Several older parks, like Wrigley Field in Chicago and Dodger Stadium in Los Angeles, have made recent renovations to include public gathering spaces. The Dodgers gave Sandy Koufax a statue at their new plaza in June, and the Cubs did the same in May with Fergie Jenkins.

Koufax played only for the Dodgers, and while Jenkins pitched mostly for the Cubs, he logged almost 2,000 innings with other teams. Gaylord Perry, though, roamed to seven teams in 12 seasons after his first decade with the Giants, who still cast his likeness in bronze in 2016.




Perry joined Willie Mays, Willie McCovey, Juan Marichal and Orlando Cepeda — all Hall of Fame teammates on the 1962 National League pennant winners — outside the gates of San Francisco’s Oracle Park. Jenkins, who had a similar set of star teammates later in the decade, took notice.

“I was saying to myself, ‘I wonder when they’re going to put me in a statue at Wrigley Field with three of the top players I played with?’” said Jenkins, who went into the Hall of Fame with Perry and Rod Carew in 1991. “I roomed with Ernie Banks for three years, and played with Billy Williams and Ron Santo for seven years — and believe me, it is an honor to be among them.”

Sculptor William Behrends created all of the Giants statues, as well as those in San Diego (Tony Gwynn and Trevor Hoffman) and at the minor league park in Brooklyn (Robinson and Pee Wee Reese). His most recent work was unveiled on opening day at Citi Field: the New York Mets’ forever ace, Tom Seaver, in his famous drop-and-drive delivery, twice life-size.
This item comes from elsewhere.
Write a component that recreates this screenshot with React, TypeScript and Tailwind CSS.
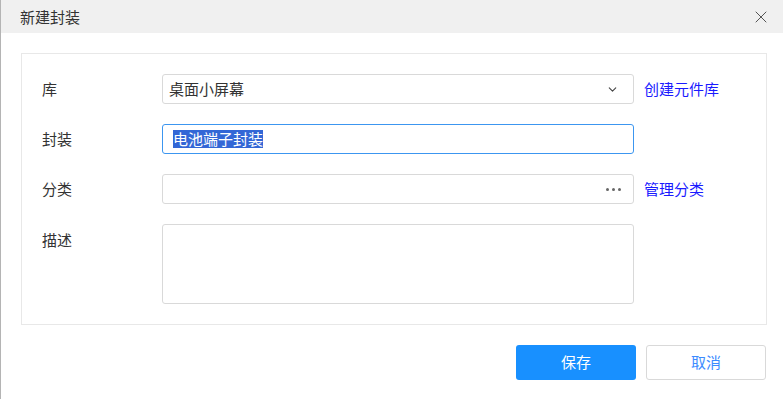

“When you get off the subway and you first see it, you’re a long way from it,” Behrends said. “It’s got to have presence from a distance. You want someone from 100 feet away to see it and want to go over to it. Larger spaces sort of shrink sculptures; you put a strictly life-size sculpture out in a large space and it looks less than life-size.”

The Seaver statue is the only one outside a major league ballpark in New York. The Yankees feature Don Larsen and Yogi Berra — the battery for the only perfect game in World Series history — in their museum at Yankee Stadium, and former owner George Steinbrenner stands sentry in bronze near the elevator in the Gate 2 lobby. But the vast constellation of Yankees stars get plaques or monuments, not statues, in an outdoor gallery beyond the center-field fence.

Some Yankees Hall of Famers, then — Reggie Jackson, Derek Jeter, Mariano Rivera and so on — have no statues anywhere. Others have statues far from the Bronx: Babe Ruth at Camden Yards in Baltimore, near his birthplace; Joe DiMaggio at the National Italian American Sports Hall of Fame in Chicago; Mickey Mantle in his hometown, Commerce, Oklahoma, and another in the minor league park in Oklahoma City.

“The Giants made it a little easier on themselves,” Behrends said, noting that the franchise moved from New York in the 1950s. “Mel Ott could have a statue, but they have only portrayed people who went into the Hall of Fame as a San Francisco Giant, and there’s only been five of those, so that’s how they choose. But with the Yankees, where would they start?”

The Chicago White Sox — with a similarly lengthy history but far fewer glory years — have several statues inside the park and have recognized the 2005 World Series winners with a monument outside, depicting pivotal plays in photos and sculptures. In Cleveland, the juggernaut of the late 1990s is personified in a statue of the well-traveled Jim Thome, who holds the franchise’s home run record with 337 — but slugged his 400th for the Phillies, his 500th for the White Sox and his 600th for the Minnesota Twins.

“It stands for so much more: all those great players we had in the ’90s, all those great playoff runs,” said Thome, who now works for MLB Network and the White Sox. “It was a championship-like team for a long time. We just unfortunately didn’t win a World Series, but it stands for all those guys: Kenny Lofton, Carlos Baerga, Sandy Alomar, Manny Ramirez, Albert Belle, Eddie Murray, Dave Winfield.”

Winfield, who had his best seasons with the Padres and the Yankees, finished his career with Cleveland in 1995. He won his only championship for the Toronto Blue Jays, who have a statue of former owner Ted Rogers outside their stadium, as well as a collection of gargoyles depicting the fans — but no player statues.

Winfield’s name, at least, appears behind the Kent Hrbek statue at Target Field in Minneapolis, on a window listing Minnesota natives who played for the Twins. Voters sent Winfield to Cooperstown on the first try, but Hrbek amassed only five votes (out of 499) in his only year on the ballot.

Hrbek, though, had statue intangibles: He played his entire career for his hometown team, lasting 14 seasons, matching his retired uniform number. A burly, gregarious slugger, he helped win two World Series while looking like a guy in the next-door fishing house on the lake.

The statue depicts Hrbek’s moment of glory: squeezing the final putout in his glove and raising his arms in triumph after clinching the Twins’ first championship in 1987. It is everything a statue should be.

“My daughter will go to the ballpark and take her friends or her children or her cousins and say, ‘That’s Dad; that was his favorite part of playing the game, winning the world championship, catching the ball and jumping off first base,’” Hrbek said. “Hopefully that memory will go on for a long time — and give the pigeons someplace to sit for a while and let them do their thing.”